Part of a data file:
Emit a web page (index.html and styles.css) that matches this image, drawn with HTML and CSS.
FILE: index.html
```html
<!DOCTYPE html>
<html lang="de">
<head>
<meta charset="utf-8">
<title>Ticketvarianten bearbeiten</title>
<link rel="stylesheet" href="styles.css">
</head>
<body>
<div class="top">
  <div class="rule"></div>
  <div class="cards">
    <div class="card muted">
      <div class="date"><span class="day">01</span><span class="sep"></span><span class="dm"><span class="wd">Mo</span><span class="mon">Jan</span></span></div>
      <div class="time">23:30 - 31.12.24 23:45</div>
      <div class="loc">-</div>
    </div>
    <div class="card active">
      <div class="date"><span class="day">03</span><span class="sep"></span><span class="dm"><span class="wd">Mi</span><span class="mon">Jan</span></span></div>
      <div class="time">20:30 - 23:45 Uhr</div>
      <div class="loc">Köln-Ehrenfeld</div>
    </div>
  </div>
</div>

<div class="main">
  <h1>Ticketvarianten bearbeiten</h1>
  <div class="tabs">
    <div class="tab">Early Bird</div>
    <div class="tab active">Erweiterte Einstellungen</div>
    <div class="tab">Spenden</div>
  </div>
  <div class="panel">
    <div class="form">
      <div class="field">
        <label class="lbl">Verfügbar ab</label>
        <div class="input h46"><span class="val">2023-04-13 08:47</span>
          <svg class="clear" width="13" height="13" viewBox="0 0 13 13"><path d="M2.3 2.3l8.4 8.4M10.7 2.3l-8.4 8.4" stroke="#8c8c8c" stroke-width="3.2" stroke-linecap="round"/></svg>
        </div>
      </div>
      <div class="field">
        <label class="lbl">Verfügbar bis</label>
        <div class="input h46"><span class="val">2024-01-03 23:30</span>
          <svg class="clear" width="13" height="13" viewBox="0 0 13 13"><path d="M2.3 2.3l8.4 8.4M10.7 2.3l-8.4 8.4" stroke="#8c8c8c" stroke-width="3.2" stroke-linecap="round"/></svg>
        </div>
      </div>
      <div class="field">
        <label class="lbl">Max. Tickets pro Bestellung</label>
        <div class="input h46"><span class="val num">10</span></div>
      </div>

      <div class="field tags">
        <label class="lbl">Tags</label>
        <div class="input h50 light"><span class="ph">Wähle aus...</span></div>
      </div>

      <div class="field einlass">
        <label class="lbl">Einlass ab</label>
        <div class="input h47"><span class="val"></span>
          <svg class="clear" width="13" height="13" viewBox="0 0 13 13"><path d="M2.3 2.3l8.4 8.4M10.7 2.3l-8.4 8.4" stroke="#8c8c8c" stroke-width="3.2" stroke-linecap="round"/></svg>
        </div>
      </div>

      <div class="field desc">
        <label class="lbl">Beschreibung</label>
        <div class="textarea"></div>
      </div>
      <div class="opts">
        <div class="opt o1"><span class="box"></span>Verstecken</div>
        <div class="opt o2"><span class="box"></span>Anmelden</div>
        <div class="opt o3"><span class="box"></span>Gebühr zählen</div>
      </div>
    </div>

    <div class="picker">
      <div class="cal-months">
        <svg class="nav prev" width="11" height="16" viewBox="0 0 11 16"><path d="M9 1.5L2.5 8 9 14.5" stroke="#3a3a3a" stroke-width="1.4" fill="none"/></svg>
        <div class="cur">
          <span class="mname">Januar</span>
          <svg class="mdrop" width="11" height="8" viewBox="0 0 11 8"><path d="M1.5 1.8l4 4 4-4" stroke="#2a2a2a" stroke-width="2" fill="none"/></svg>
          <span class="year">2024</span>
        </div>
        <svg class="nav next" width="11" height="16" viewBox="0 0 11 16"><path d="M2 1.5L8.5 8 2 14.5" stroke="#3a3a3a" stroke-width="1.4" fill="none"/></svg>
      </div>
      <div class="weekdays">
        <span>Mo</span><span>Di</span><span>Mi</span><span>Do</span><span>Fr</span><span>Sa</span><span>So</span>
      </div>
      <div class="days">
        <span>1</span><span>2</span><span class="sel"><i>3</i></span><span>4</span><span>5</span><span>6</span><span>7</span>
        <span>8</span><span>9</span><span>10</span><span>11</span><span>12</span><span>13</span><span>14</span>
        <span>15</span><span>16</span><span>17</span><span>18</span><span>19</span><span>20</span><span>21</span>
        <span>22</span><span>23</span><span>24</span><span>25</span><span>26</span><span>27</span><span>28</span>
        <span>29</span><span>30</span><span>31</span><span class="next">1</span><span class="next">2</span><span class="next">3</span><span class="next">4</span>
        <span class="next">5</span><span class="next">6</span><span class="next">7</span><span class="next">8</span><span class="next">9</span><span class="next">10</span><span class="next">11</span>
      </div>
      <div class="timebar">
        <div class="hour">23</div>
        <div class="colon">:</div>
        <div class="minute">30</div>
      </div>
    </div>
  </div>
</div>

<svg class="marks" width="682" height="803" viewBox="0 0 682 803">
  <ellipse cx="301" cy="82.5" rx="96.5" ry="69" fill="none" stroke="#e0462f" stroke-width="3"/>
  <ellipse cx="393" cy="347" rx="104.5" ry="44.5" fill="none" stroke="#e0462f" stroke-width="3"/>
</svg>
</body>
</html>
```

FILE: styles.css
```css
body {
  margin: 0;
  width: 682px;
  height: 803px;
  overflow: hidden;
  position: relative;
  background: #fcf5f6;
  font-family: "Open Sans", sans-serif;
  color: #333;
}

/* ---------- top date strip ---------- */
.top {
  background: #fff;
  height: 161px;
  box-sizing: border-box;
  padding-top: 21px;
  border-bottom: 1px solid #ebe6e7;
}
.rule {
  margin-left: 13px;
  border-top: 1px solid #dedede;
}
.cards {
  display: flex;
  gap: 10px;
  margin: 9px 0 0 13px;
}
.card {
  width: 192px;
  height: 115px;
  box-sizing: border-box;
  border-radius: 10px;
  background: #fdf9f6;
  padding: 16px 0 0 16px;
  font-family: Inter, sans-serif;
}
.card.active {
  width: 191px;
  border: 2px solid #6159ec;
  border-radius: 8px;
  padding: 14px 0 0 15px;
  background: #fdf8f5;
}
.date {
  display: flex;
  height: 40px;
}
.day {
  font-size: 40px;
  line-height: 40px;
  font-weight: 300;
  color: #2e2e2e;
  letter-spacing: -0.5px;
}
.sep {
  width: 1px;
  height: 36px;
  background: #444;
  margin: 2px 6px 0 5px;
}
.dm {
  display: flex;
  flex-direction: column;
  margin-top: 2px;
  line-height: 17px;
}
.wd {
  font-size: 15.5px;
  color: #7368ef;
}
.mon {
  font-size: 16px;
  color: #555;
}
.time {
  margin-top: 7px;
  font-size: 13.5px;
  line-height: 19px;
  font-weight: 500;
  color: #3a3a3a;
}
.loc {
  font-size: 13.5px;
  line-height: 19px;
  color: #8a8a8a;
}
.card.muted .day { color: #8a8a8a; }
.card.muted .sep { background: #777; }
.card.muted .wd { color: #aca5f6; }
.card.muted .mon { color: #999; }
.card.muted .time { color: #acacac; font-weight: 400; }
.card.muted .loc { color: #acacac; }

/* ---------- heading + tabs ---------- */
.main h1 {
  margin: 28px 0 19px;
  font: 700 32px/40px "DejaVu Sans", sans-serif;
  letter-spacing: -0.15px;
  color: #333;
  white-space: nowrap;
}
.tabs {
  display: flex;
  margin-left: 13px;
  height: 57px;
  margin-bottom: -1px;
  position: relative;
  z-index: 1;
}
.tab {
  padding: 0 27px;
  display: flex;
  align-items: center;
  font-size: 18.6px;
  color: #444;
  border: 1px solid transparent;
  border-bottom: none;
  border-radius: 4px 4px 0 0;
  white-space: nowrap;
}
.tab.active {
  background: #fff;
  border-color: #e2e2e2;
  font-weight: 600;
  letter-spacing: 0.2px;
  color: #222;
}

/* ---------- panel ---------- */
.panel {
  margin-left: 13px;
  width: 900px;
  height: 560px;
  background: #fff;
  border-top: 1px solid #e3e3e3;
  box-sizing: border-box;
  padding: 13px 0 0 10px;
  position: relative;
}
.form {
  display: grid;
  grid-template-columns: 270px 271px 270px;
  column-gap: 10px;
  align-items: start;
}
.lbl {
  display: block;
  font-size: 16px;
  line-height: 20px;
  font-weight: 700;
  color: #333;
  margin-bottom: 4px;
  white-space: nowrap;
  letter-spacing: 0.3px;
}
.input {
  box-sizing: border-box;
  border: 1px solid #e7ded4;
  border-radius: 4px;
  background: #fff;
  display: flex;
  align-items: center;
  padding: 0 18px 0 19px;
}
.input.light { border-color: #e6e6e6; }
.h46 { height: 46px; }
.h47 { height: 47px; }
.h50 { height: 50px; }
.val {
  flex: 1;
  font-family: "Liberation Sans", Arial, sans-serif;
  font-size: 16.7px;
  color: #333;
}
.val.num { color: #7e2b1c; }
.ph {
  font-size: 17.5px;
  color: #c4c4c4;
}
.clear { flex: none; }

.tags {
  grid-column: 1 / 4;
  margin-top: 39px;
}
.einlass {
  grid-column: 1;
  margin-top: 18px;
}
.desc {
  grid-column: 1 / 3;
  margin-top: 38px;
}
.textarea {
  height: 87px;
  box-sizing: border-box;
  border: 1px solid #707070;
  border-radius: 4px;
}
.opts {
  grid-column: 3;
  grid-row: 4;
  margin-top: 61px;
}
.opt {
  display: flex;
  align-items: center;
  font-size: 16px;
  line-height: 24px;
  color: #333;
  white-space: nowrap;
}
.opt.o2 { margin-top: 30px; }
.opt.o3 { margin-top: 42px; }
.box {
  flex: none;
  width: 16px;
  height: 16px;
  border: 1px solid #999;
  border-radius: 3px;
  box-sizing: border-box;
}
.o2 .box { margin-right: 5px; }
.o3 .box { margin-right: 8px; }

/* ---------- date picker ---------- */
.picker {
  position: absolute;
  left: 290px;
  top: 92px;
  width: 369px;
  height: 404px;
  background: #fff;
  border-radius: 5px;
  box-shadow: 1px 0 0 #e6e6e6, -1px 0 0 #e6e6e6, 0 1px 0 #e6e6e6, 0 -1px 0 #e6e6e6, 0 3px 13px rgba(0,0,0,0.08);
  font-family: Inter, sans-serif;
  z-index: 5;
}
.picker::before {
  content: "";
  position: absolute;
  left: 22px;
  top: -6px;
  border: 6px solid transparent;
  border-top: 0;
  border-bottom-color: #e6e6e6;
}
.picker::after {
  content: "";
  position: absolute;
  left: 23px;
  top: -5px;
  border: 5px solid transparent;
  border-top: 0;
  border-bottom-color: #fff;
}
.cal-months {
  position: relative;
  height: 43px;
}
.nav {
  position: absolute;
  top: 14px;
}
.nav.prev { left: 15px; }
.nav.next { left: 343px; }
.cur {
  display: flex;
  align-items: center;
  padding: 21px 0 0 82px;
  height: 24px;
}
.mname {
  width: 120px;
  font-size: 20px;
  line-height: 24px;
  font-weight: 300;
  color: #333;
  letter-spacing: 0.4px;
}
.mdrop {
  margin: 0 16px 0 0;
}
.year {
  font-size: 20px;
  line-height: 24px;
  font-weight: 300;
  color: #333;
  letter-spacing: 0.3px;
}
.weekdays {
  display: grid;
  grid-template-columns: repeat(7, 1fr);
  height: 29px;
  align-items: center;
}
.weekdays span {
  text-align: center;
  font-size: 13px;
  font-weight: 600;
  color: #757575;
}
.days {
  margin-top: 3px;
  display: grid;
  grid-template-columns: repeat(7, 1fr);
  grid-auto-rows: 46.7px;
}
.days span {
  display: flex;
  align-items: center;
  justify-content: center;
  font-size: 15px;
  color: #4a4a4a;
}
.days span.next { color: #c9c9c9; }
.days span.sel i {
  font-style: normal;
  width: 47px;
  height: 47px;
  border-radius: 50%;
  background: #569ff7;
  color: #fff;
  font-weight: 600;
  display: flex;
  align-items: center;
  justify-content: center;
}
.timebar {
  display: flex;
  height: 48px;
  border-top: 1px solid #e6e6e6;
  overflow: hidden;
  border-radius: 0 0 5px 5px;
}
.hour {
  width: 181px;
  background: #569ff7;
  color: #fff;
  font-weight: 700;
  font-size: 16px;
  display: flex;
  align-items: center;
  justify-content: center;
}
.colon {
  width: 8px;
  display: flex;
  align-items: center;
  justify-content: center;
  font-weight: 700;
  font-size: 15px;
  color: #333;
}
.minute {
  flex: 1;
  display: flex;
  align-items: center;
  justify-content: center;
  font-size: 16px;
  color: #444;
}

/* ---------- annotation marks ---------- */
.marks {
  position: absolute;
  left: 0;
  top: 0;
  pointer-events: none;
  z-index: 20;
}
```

==

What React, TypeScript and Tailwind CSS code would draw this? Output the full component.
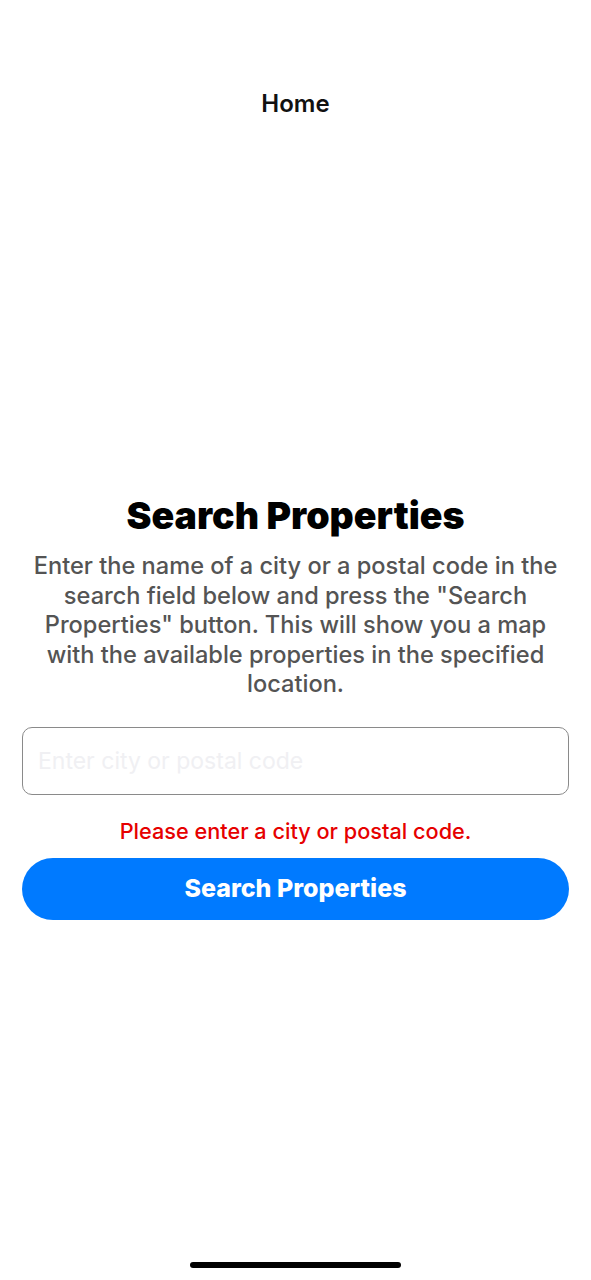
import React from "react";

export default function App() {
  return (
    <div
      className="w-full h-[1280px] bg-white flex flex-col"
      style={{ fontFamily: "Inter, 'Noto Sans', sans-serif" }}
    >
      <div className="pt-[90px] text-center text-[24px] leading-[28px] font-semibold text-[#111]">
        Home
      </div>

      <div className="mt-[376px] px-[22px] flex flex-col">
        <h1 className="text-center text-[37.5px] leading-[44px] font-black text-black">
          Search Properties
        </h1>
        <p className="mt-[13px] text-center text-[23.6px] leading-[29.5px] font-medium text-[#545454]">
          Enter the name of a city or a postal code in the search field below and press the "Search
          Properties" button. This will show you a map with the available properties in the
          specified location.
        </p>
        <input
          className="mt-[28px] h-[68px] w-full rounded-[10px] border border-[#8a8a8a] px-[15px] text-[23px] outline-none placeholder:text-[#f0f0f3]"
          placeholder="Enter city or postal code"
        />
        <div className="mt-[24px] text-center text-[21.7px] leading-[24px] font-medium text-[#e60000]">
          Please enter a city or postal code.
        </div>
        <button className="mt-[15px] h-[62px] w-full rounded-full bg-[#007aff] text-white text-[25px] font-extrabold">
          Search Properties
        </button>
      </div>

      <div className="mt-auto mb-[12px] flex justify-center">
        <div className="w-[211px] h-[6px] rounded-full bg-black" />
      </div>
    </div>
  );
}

(Given request):
Filter the records, keeping only lines that contain "React", and show those lines.

(Result of this exercise):
What React, TypeScript and Tailwind CSS code would draw this? Output the full component.
import React from "react";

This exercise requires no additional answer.